Requirements for ACID Transactions
To enable ACID transactions in Hive, ensure the following prerequisites are met:
- Hive 3.x or later (for full ACID support)
- Transactional table with ORC file format
- Tez or LLAP execution engine (MapReduce is not supported)
- hive.support.concurrency = true
- Metastore backed by a relational DB (e.g., MySQL, Postgres)

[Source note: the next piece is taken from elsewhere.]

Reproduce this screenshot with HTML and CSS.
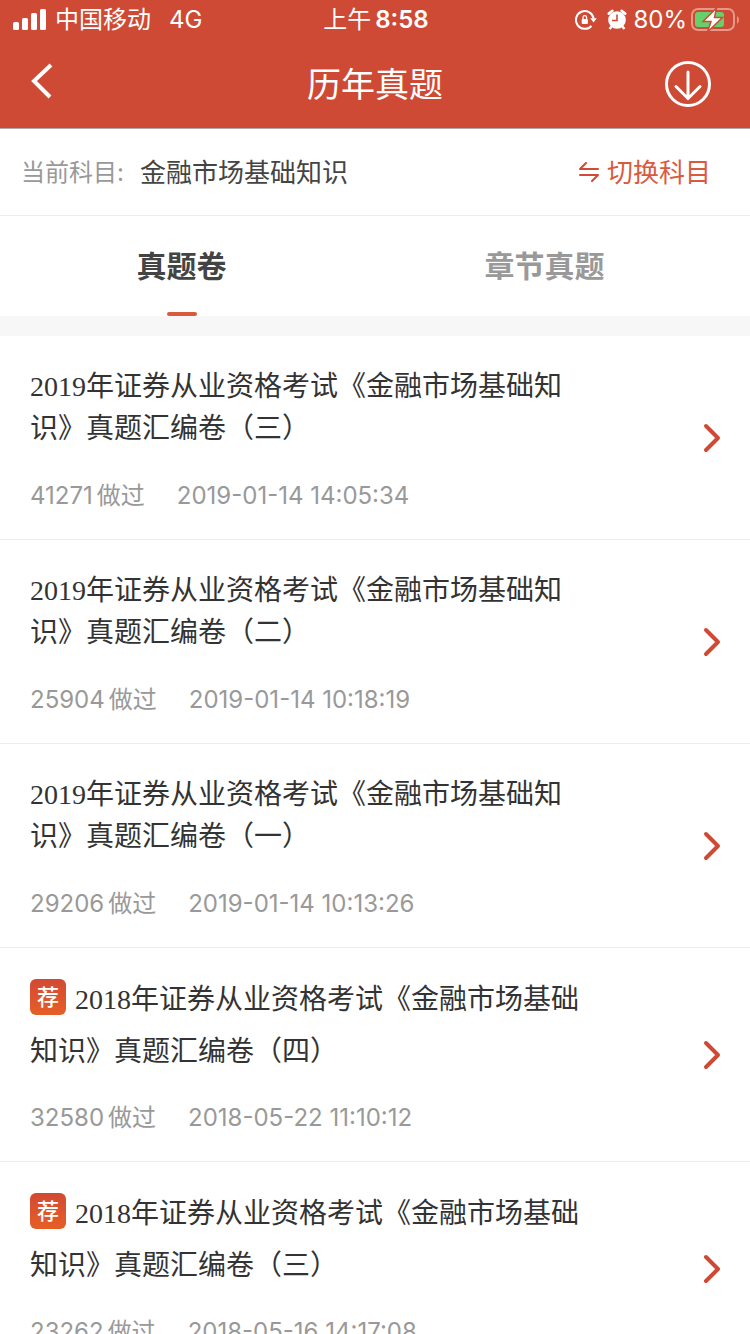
FILE: index.html
```html
<!DOCTYPE html>
<html lang="zh-CN">
<head>
<meta charset="utf-8">
<meta name="viewport" content="width=device-width, initial-scale=1">
<title>历年真题</title>
<link rel="stylesheet" href="styles.css">
</head>
<body>
<header class="top">
  <div class="status">
    <div class="status-left">
      <svg width="34" height="24" viewBox="0 0 34 24" fill="#fff"><rect x="0" y="14" width="6" height="8" rx="1.500"/><rect x="9" y="10" width="6" height="12" rx="1.500"/><rect x="18" y="5" width="6" height="17" rx="1.500"/><rect x="27" y="1" width="6" height="21" rx="1.500"/></svg>
      <span>中国移动</span><span class="network">4G</span>
    </div>
    <div class="status-time"><span>上午</span><span class="clock">8:58</span></div>
    <div class="status-right">
      <svg width="22" height="22" viewBox="0 0 22 22" fill="none"><path d="M18.600 9.300A8.900 8.900 0 1 0 16.400 17" stroke="#fff" stroke-width="2"/><path d="M15.200 9.300h6.600l-3.300 4.200z" fill="#fff"/><rect x="6.700" y="10" width="6.200" height="5" rx="1" fill="#fff"/><path d="M8 10.500V8.500a1.800 1.800 0 0 1 3.600 0v2" stroke="#fff" stroke-width="1.300"/></svg>
      <svg class="alarm" width="20" height="22" viewBox="0 0 20 22"><circle cx="10" cy="11" r="8.800" fill="#fff"/><path d="M1.800 4.600L5.400 1.800M18.200 4.600L14.600 1.800" fill="none" stroke="#fff" stroke-width="2.600" stroke-linecap="round"/><path d="M4.500 17.500L2.600 20M15.500 17.500l1.900 2.500" stroke="#fff" stroke-width="2.400"/><path d="M10 5.500v6H5" fill="none" stroke="#cf4a34" stroke-width="1.600"/></svg>
      <span>80%</span>
      <svg class="battery" width="48" height="24" viewBox="0 0 48 24"><rect x="1" y="1" width="42" height="21" rx="6" fill="none" stroke="#e5988b" stroke-width="2"/><path d="M46 8q2 1.200 2 4t-2 4z" fill="#e5988b"/><rect x="4" y="4" width="29" height="15" rx="3" fill="#66d06b"/><path d="M25.500 0L12 13.500h8L16.500 24l15-14.500h-8z" fill="#fff" stroke="#cf4a34" stroke-width="1.500"/></svg>
    </div>
  </div>
  <nav class="navbar">
    <button class="icon-button back" aria-label="返回"><svg width="22" height="36" viewBox="0 0 22 36"><path d="M20 2L3 18l16 16" fill="none" stroke="#fff" stroke-width="4"/></svg></button>
    <h1>历年真题</h1>
    <button class="icon-button" aria-label="下载"><svg width="46" height="46" viewBox="0 0 46 46" fill="none" stroke="#fff" stroke-width="3"><circle cx="23" cy="23" r="21.500"/><path d="M23 11v26M11 25.500l12 12 12-12" stroke-linecap="round"/></svg></button>
  </nav>
</header>
<section class="subject">
  <span class="subject-label">当前科目:</span>
  <strong class="subject-name">金融市场基础知识</strong>
  <button class="switch"><svg width="22" height="22" viewBox="0 0 22 22" fill="none" stroke="#d04b33" stroke-width="2" stroke-linecap="round" stroke-linejoin="round"><path d="M20 7H2l6-6M2 13h18l-6 6"/></svg>切换科目</button>
</section>
<div class="tabs" role="tablist">
  <button class="tab tab-active" role="tab" aria-selected="true">真题卷</button>
  <button class="tab" role="tab" aria-selected="false">章节真题</button>
</div>
<main class="papers">
  <a class="paper" href="#"><div class="paper-body"><h2>2019年证券从业资格考试《金融市场基础知识》真题汇编卷（三）</h2><p class="meta"><span>41271<i>做过</i></span><time>2019-01-14 14:05:34</time></p></div><svg class="chevron" width="18" height="30" viewBox="0 0 18 30"><path d="M3 3l12 12L3 27"/></svg></a>
  <a class="paper" href="#"><div class="paper-body"><h2>2019年证券从业资格考试《金融市场基础知识》真题汇编卷（二）</h2><p class="meta"><span>25904<i>做过</i></span><time>2019-01-14 10:18:19</time></p></div><svg class="chevron" width="18" height="30" viewBox="0 0 18 30"><path d="M3 3l12 12L3 27"/></svg></a>
  <a class="paper" href="#"><div class="paper-body"><h2>2019年证券从业资格考试《金融市场基础知识》真题汇编卷（一）</h2><p class="meta"><span>29206<i>做过</i></span><time>2019-01-14 10:13:26</time></p></div><svg class="chevron" width="18" height="30" viewBox="0 0 18 30"><path d="M3 3l12 12L3 27"/></svg></a>
  <a class="paper recommended" href="#"><div class="paper-body"><h2><span class="badge">荐</span>2018年证券从业资格考试《金融市场基础知识》真题汇编卷（四）</h2><p class="meta"><span>32580<i>做过</i></span><time>2018-05-22 11:10:12</time></p></div><svg class="chevron" width="18" height="30" viewBox="0 0 18 30"><path d="M3 3l12 12L3 27"/></svg></a>
  <a class="paper recommended" href="#"><div class="paper-body"><h2><span class="badge">荐</span>2018年证券从业资格考试《金融市场基础知识》真题汇编卷（三）</h2><p class="meta"><span>23262<i>做过</i></span><time>2018-05-16 14:17:08</time></p></div><svg class="chevron" width="18" height="30" viewBox="0 0 18 30"><path d="M3 3l12 12L3 27"/></svg></a>
</main>
</body>
</html>
```
FILE: styles.css
```css
* { box-sizing: border-box; }
html, body { height: 100%; }
body {
  margin: 0;
  display: flex;
  flex-direction: column;
  overflow: hidden;
  background: #fff;
  color: #333;
  font-family: Inter, "Noto Sans CJK SC", sans-serif;
}
h1, h2, p { margin: 0; font-weight: 400; }
button { border: 0; padding: 0; background: none; font: inherit; color: inherit; cursor: pointer; }
svg { display: block; flex: none; }

.top { flex: none; background: #cf4a34; color: #fff; border-bottom: 1px solid #b0aaa8; }
.status {
  display: grid;
  grid-template-columns: 1fr auto 1fr;
  align-items: center;
  height: 40px;
  padding: 0 11px 0 13px;
  font-size: 24px;
  line-height: 40px;
}
.status-left, .status-time, .status-right { display: flex; align-items: center; }
.status-left { gap: 8px; }
.network { margin-left: 10px; }
.status-time { gap: 4px; }
.clock { font-weight: 600; }
.status-right { justify-content: flex-end; }
.alarm { margin: 0 6px 0 10px; }
.battery { margin-left: 4px; }

.navbar { display: flex; align-items: center; justify-content: space-between; height: 88px; padding: 0 39px 0 31px; }
.navbar h1 { flex: 1; padding: 2px 0 0 32px; text-align: center; font-size: 34px; line-height: 48px; }
.back { padding-bottom: 6px; }

.subject {
  flex: none;
  display: flex;
  align-items: center;
  height: 87px;
  padding: 2px 39px 0 21px;
  border-bottom: 1px solid #ececec;
  line-height: 40px;
}
.subject-label { margin-right: 16px; font-size: 24px; color: #999; }
.subject-name { font-size: 26px; font-weight: 400; color: #444; }
.switch { display: flex; align-items: center; gap: 7px; margin-left: auto; font-size: 26px; color: #d95b3e; }

.tabs { flex: none; display: flex; height: 120px; padding-right: 24px; border-bottom: 20px solid #f7f7f7; }
.tab {
  flex: 1;
  display: flex;
  flex-direction: column;
  align-items: center;
  justify-content: space-between;
  padding-top: 28px;
  font-size: 30px;
  line-height: 44px;
  font-weight: 600;
  color: #999;
}
.tab-active { color: #444; }
.tab-active::after { content: ""; width: 30px; height: 4px; border-radius: 2px; background: #d95b3e; }

.papers { flex: 1; min-height: 0; overflow: hidden; }
.paper {
  display: flex;
  align-items: center;
  justify-content: space-between;
  padding: 30px 29px 29px 30px;
  border-bottom: 1px solid #ececec;
  color: inherit;
  text-decoration: none;
}
.paper-body { width: 80%; }
.paper h2 { font-family: "Liberation Serif", "Noto Sans CJK SC", sans-serif; font-size: 28px; line-height: 42px; }
.meta { display: flex; gap: 32px; margin-top: 32px; font-size: 24px; line-height: 28px; color: #999; }
.meta i { margin-left: 4px; font-style: normal; }
.chevron path { fill: none; stroke: #cf4a34; stroke-width: 4; stroke-linecap: round; stroke-linejoin: round; }

.recommended h2 { margin-top: -4px; line-height: 52px; }
.recommended .meta { margin-top: 26px; }
.badge {
  display: inline-block;
  height: 36px;
  margin-right: 9px;
  padding: 0 7px;
  border-radius: 6px;
  background: linear-gradient(#d24934, #e65f26);
  color: #fff;
  font-family: "Noto Sans CJK SC", sans-serif;
  font-size: 22px;
  font-weight: 500;
  line-height: 32px;
  vertical-align: 4px;
}
```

Enable required configs in hive-site.xml
or application.conf
:
<property>
<name>hive.support.concurrency</name>
<value>true</value>
</property>
<property>
<name>hive.txn.manager</name>
<value>org.apache.hadoop.hive.ql.lockmgr.DbTxnManager</value>
</property>
<property>
<name>hive.compactor.initiator.on</name>
<value>true</value>
</property>
<property>
<name>hive.compactor.worker.threads</name>
<value>2</value>
</property>
Creating an ACID Table
Use the TRANSACTIONAL
clause with ORC format:
CREATE TABLE customers (
id INT,
name STRING,
email STRING
)
CLUSTERED BY (id) INTO 4 BUCKETS
STORED AS ORC
TBLPROPERTIES ('transactional'='true');
You must bucket transactional tables — bucketing helps manage delta files efficiently.
Performing ACID Operations
ACID-enabled Hive tables support the following DML commands:
- INSERT (supports atomicity)
- UPDATE (row-level updates)
- DELETE (row-level deletes)
- MERGE (upserts and conditional updates)
Example: Insert
INSERT INTO customers VALUES (1, 'Alice', 'alice@example.com');
Example: Update
UPDATE customers SET email = 'newemail@example.com' WHERE id = 1;
Example: Delete
DELETE FROM customers WHERE id = 1;
Example: Merge
MERGE INTO customers AS target
USING staging_customers AS source
ON target.id = source.id
WHEN MATCHED THEN UPDATE SET email = source.email
WHEN NOT MATCHED THEN INSERT VALUES (source.id, source.name, source.email);
Understanding the Delta File System
Hive ACID tables store data as base files and delta files:
- Base files hold the latest snapshot
- Delta files hold incremental updates/deletes
Each write operation generates new delta directories:
/warehouse/customers/delta_0000001_0000001/
/warehouse/customers/delete_delta_0000002_0000002/
Over time, this can degrade performance — which is why compaction is required.
Compaction in Hive
Hive performs compaction to merge delta files into base files, improving read efficiency.
- Minor compaction – merges delta files
- Major compaction – merges base and delta into a new base
Trigger compaction manually:
ALTER TABLE customers COMPACT 'major';
Monitor compaction status:
SHOW COMPACTIONS;
Automate compaction by enabling:
<property>
<name>hive.compactor.initiator.on</name>
<value>true</value>
</property>
<property>
<name>hive.compactor.worker.threads</name>
<value>4</value>
</property>
Isolation Levels and Transaction Handling
Hive supports snapshot isolation using a read-only view of the table. However, multi-statement transactions using START TRANSACTION
are limited.
START TRANSACTION;
UPDATE customers SET name = 'Bob' WHERE id = 2;
DELETE FROM customers WHERE id = 3;
COMMIT;
Use this approach carefully, as not all Hive versions handle concurrent writes well across sessions.
ACID vs Non-ACID Table Performance
While ACID provides reliability, it can impact performance due to:
- Extra metadata management
- Delta file overhead
- Compaction delays
Use ACID only when needed:
- OLAP-style reporting = use external/non-ACID tables
- Data ingestion + occasional updates = use transactional tables
Best Practices
- Always use ORC format for ACID tables
- Monitor and schedule compaction regularly
- Avoid excessive small transactions — batch writes instead
- Use meaningful primary key + bucketed design
- Avoid
MERGE
on massive tables unless partitioned - Prefer partitioned + bucketed design for large ACID tables
Conclusion
Apache Hive’s support for ACID transactions enables reliable data manipulation in distributed environments. By understanding delta files, compaction, and transaction boundaries, you can ensure consistency and durability in big data systems.
With Hive 3.x and beyond, ACID is production-ready — allowing you to confidently perform inserts, updates, deletes, and merges over petabyte-scale datasets stored on HDFS.